My own personal thoughts are that the first couple of posts in the link you mention could be counter productive, in essence you would be asking the court to strike out your defence if the claimant complies with an order to disclose. The hurdle is very low for the claimant especially with some creations that have been witnessed on this site over the years.

 

If it were me........ I'd probably draft something along the lines of the following and draft an order to match your disclosure request/s:

 

If the court is in agreement, the Defendant respectfully requests that directions may be given as per the attached draft order.

 

The defendant proposes these directions in mind of the Overriding Objectives, and in particular the duty of the parties to help the court further them. The issues outlined below are the crux upon which this claim rests, and the proposed directions identify these issues and will allow them to be assessed in advance of the hearing so that this claim may proceed justly and expeditiously;

LIST DOCS AND/OR INFORMATION DISCLOSURES REQUESTED HERE

 

Without production of the requested documents and/or information, I am at a disadvantage and unable to understand the quantum or cause of the case brought against me.
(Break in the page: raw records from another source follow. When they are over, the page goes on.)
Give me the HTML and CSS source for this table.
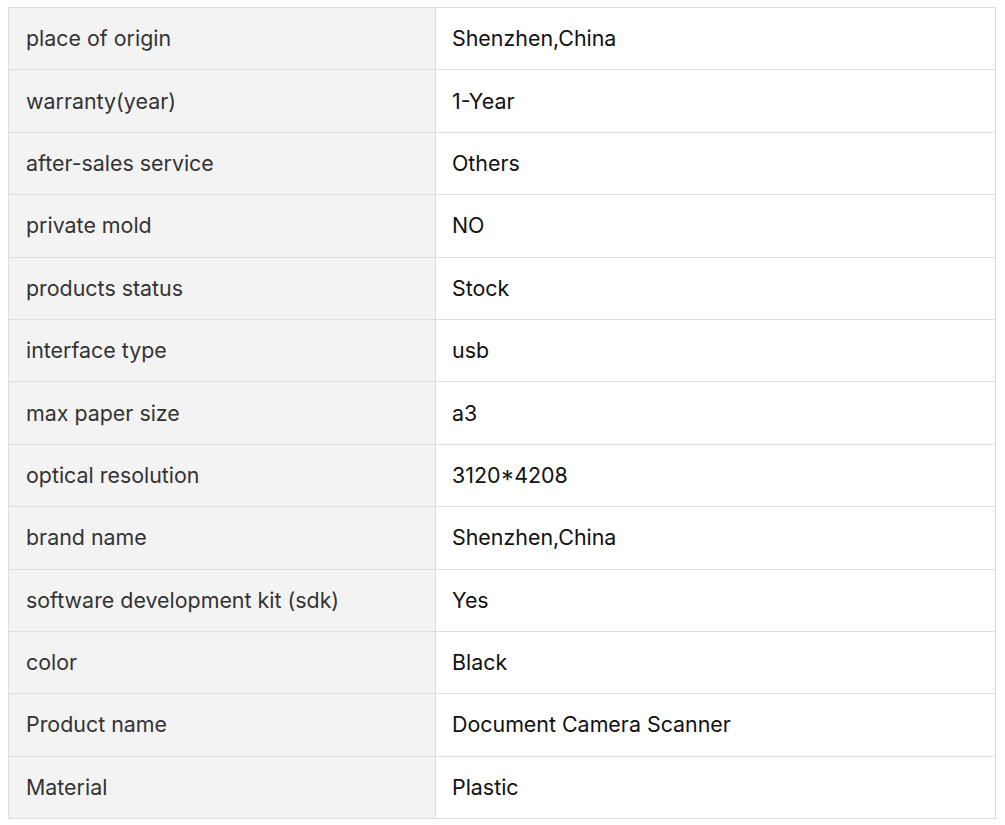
FILE: index.html
```html
<!DOCTYPE html>
<html>
<head>
<meta charset="utf-8">
<link rel="stylesheet" href="styles.css">
</head>
<body>
<table class="spec">
<tbody>
<tr><td class="k">place of origin</td><td class="v">Shenzhen,China</td></tr>
<tr><td class="k">warranty(year)</td><td class="v">1-Year</td></tr>
<tr><td class="k">after-sales service</td><td class="v">Others</td></tr>
<tr><td class="k">private mold</td><td class="v">NO</td></tr>
<tr><td class="k">products status</td><td class="v">Stock</td></tr>
<tr><td class="k">interface type</td><td class="v">usb</td></tr>
<tr><td class="k">max paper size</td><td class="v">a3</td></tr>
<tr><td class="k">optical resolution</td><td class="v">3120*4208</td></tr>
<tr><td class="k">brand name</td><td class="v">Shenzhen,China</td></tr>
<tr><td class="k">software development kit (sdk)</td><td class="v">Yes</td></tr>
<tr><td class="k">color</td><td class="v">Black</td></tr>
<tr><td class="k">Product name</td><td class="v">Document Camera Scanner</td></tr>
<tr><td class="k">Material</td><td class="v">Plastic</td></tr>
</tbody>
</table>
</body>
</html>
```
FILE: styles.css
```css
html, body {
  margin: 0;
  background: #fff;
}
body {
  padding: 7px 9px 0 8px;
  font-family: Inter, "Noto Sans", sans-serif;
}
.spec {
  width: 988px;
  border-collapse: collapse;
  table-layout: fixed;
}
.spec td {
  border: 1px solid #dddddd;
  height: 60.4px;
  padding: 0 16px 1px 16px;
  font-size: 21.4px;
  line-height: 26px;
  vertical-align: middle;
}
.spec td.k {
  width: 393px;
  padding-left: 17px;
  background: #f3f3f3;
  color: #333333;
}
.spec td.v {
  background: #ffffff;
  color: #111111;
}
```
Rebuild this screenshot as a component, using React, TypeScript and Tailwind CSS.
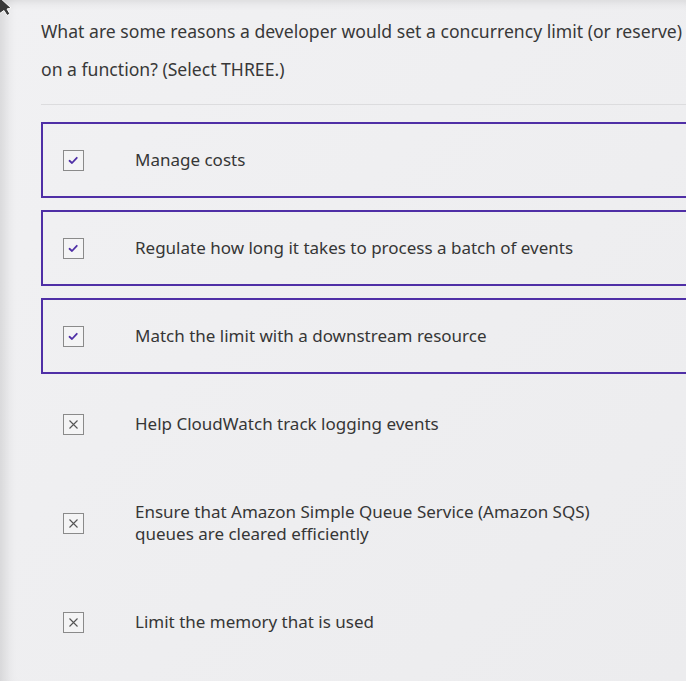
const options = [
  { text: "Manage costs", checked: true },
  { text: "Regulate how long it takes to process a batch of events", checked: true },
  { text: "Match the limit with a downstream resource", checked: true },
  { text: "Help CloudWatch track logging events", checked: false },
  {
    text: "Ensure that Amazon Simple Queue Service (Amazon SQS) queues are cleared efficiently",
    checked: false,
  },
  { text: "Limit the memory that is used", checked: false },
];

function Box({ checked }: { checked: boolean }) {
  return (
    <span className="flex h-[21px] w-[21px] shrink-0 items-center justify-center border border-[#8a8a8a] bg-[#f4f4f5]">
      {checked ? (
        <svg width="19" height="19" viewBox="0 0 19 19" fill="none">
          <path d="M5.5 9.8 L8 12 L12.8 6.8" stroke="#4f2fa6" strokeWidth="1.8" strokeLinecap="round" strokeLinejoin="round" />
        </svg>
      ) : (
        <svg width="19" height="19" viewBox="0 0 19 19" fill="none">
          <path d="M5.5 5.5 L13.5 13.5 M13.5 5.5 L5.5 13.5" stroke="#555" strokeWidth="1.1" />
        </svg>
      )}
    </span>
  );
}

export default function App() {
  return (
    <div
      className="relative min-h-[681px] w-[686px] overflow-hidden bg-gradient-to-br from-[#f1f1f3] to-[#ececee] shadow-[inset_16px_0_14px_-12px_rgba(0,0,0,0.13),inset_0_10px_10px_-8px_rgba(0,0,0,0.1)]"
      style={{ fontFamily: '"Noto Sans", "Open Sans", sans-serif' }}
    >
      {/* mouse pointer */}
      <svg className="absolute left-0 top-0" width="14" height="18" viewBox="0 0 14 18">
        <path d="M-2 -4 L11 8 L7 9 L10 14 L7 15.5 L4 10.5 L-1 14 Z" fill="#3a3a3a" stroke="#fff" strokeWidth="1" />
      </svg>

      <div className="pl-[41px] pt-[12px]">
        <p className="w-[642px] text-[17.6px] leading-[38px] text-[#383838]">
          What are some reasons a developer would set a concurrency limit (or reserve) on a function? (Select THREE.)
        </p>
        <div className="mt-[16px] mb-[17px] h-px w-[700px] bg-[#dcdcde]" />

        <div className="flex w-[700px] flex-col gap-[12px]">
          {options.map((o) => (
            <div
              key={o.text}
              className={`flex items-center border-2 py-[25px] pl-[20px] ${
                o.checked ? "border-[#4f2fa6]" : "border-transparent"
              }`}
            >
              <Box checked={o.checked} />
              <span className="ml-[51px] w-[490px] text-[17px] leading-[22px] text-[#363636]">{o.text}</span>
            </div>
          ))}
        </div>
      </div>
    </div>
  );
}
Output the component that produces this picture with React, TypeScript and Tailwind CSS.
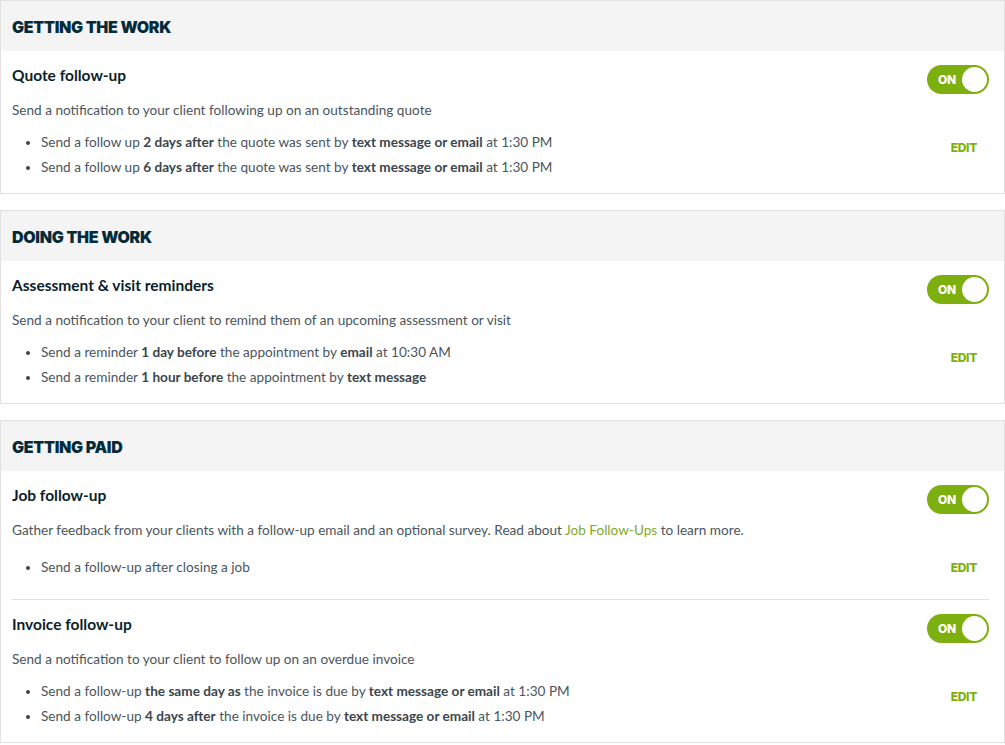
import React from "react";

type Line = React.ReactNode;

type Item = {
    title: string;
    description: React.ReactNode;
    bullets: Line[];
    listGap?: string;
};

type Section = {
    heading: string;
    items: Item[];
};

const B = ({ children }: { children: React.ReactNode }) => (
    <strong className="font-bold text-[#3b464d]">{children}</strong>
);

const sections: Section[] = [
    {
        heading: "GETTING THE WORK",
        items: [
            {
                title: "Quote follow-up",
                description: "Send a notification to your client following up on an outstanding quote",
                bullets: [
                    <>Send a follow up <B>2 days after</B> the quote was sent by <B>text message or email</B> at 1:30 PM</>,
                    <>Send a follow up <B>6 days after</B> the quote was sent by <B>text message or email</B> at 1:30 PM</>,
                ],
            },
        ],
    },
    {
        heading: "DOING THE WORK",
        items: [
            {
                title: "Assessment & visit reminders",
                description: "Send a notification to your client to remind them of an upcoming assessment or visit",
                bullets: [
                    <>Send a reminder <B>1 day before</B> the appointment by <B>email</B> at 10:30 AM</>,
                    <>Send a reminder <B>1 hour before</B> the appointment by <B>text message</B></>,
                ],
            },
        ],
    },
    {
        heading: "GETTING PAID",
        items: [
            {
                title: "Job follow-up",
                description: (
                    <>
                        Gather feedback from your clients with a follow-up email and an optional survey. Read about{" "}
                        <a className="text-[#7fa82a]">Job Follow-Ups</a> to learn more.
                    </>
                ),
                bullets: [<>Send a follow-up after closing a job</>],
                listGap: "mt-[17px]",
            },
            {
                title: "Invoice follow-up",
                description: "Send a notification to your client to follow up on an overdue invoice",
                bullets: [
                    <>Send a follow-up <B>the same day as</B> the invoice is due by <B>text message or email</B> at 1:30 PM</>,
                    <>Send a follow-up <B>4 days after</B> the invoice is due by <B>text message or email</B> at 1:30 PM</>,
                ],
            },
        ],
    },
];

const heavy = { fontFamily: "Inter, 'Noto Sans', sans-serif" };

function Toggle() {
    return (
        <div className="flex items-center justify-between w-[62px] h-[29px] rounded-full bg-[#7db00e] pl-[11px] pr-[2px]">
            <span className="text-white text-[12px] font-extrabold tracking-tight" style={heavy}>ON</span>
            <span className="w-[25px] h-[25px] rounded-full bg-white" />
        </div>
    );
}

function Row({ item, divider }: { item: Item; divider: boolean }) {
    return (
        <div className={divider ? "ml-[11px] mr-[15px] border-t border-[#e1e1e1]" : ""}>
            <div className={`flex ${divider ? "" : "pl-[11px] pr-[15px]"}`}>
                <div className="flex-1 pt-[14px] pb-[16px]">
                    <h3 className="text-[15.5px] font-bold leading-5 text-[#0b1f2b]">{item.title}</h3>
                    <p className="mt-[15px] text-[13.6px] leading-5 text-[#4b555c]">{item.description}</p>
                    <ul className={`${item.listGap ?? "mt-3"} pl-[29px] list-disc space-y-[5px] text-[13.6px] leading-5 text-[#4b555c] marker:text-[#3b464d]`}>
                        {item.bullets.map((b, i) => (
                            <li key={i}>{b}</li>
                        ))}
                    </ul>
                </div>
                <div className="flex flex-col items-end pt-[14px] pb-[23px]">
                    <Toggle />
                    <button className="mt-[46px] mr-[12px] text-[12px] leading-4 font-extrabold text-[#7db00e] tracking-tight" style={heavy}>
                        EDIT
                    </button>
                </div>
            </div>
        </div>
    );
}

export default function App() {
    return (
        <div className="w-[1005px] flex flex-col gap-4 bg-white" style={{ fontFamily: "Lato, 'Noto Sans', sans-serif" }}>
            {sections.map(s => (
                <section key={s.heading} className="border border-[#e1e1e1] bg-white">
                    <div className="h-[50px] bg-[#f4f4f4] px-[11px] pt-[2px] flex items-center">
                        <h2 className="text-[16px] font-black tracking-[-0.3px] text-[#032b3a]" style={heavy}>
                            {s.heading}
                        </h2>
                    </div>
                    {s.items.map((it, i) => (
                        <Row key={it.title} item={it} divider={i > 0} />
                    ))}
                </section>
            ))}
        </div>
    );
}
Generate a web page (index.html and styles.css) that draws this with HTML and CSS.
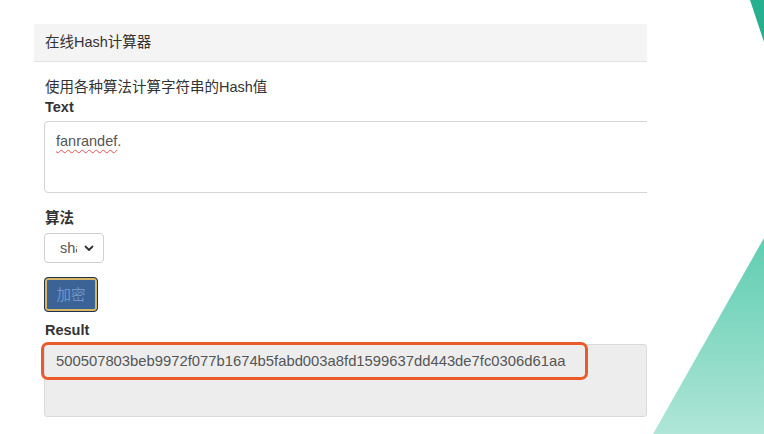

Failure of the claimant to supply the requested documentation will make the case much harder for the court to deal with, without production of the requested documentation it will inhibit the courts ability to deal with the case

I attach at xx copies of case particulars, my defence and the Terms of Business agreement previously served with the Claim and trust that the court will consider those documents in making any order.

 

It is a straight forward case and should be capable of simple remedy on production of the required documentation by the claimant, should the claimant not have the documentation required to progress this case I suggest that there will be no case to answer.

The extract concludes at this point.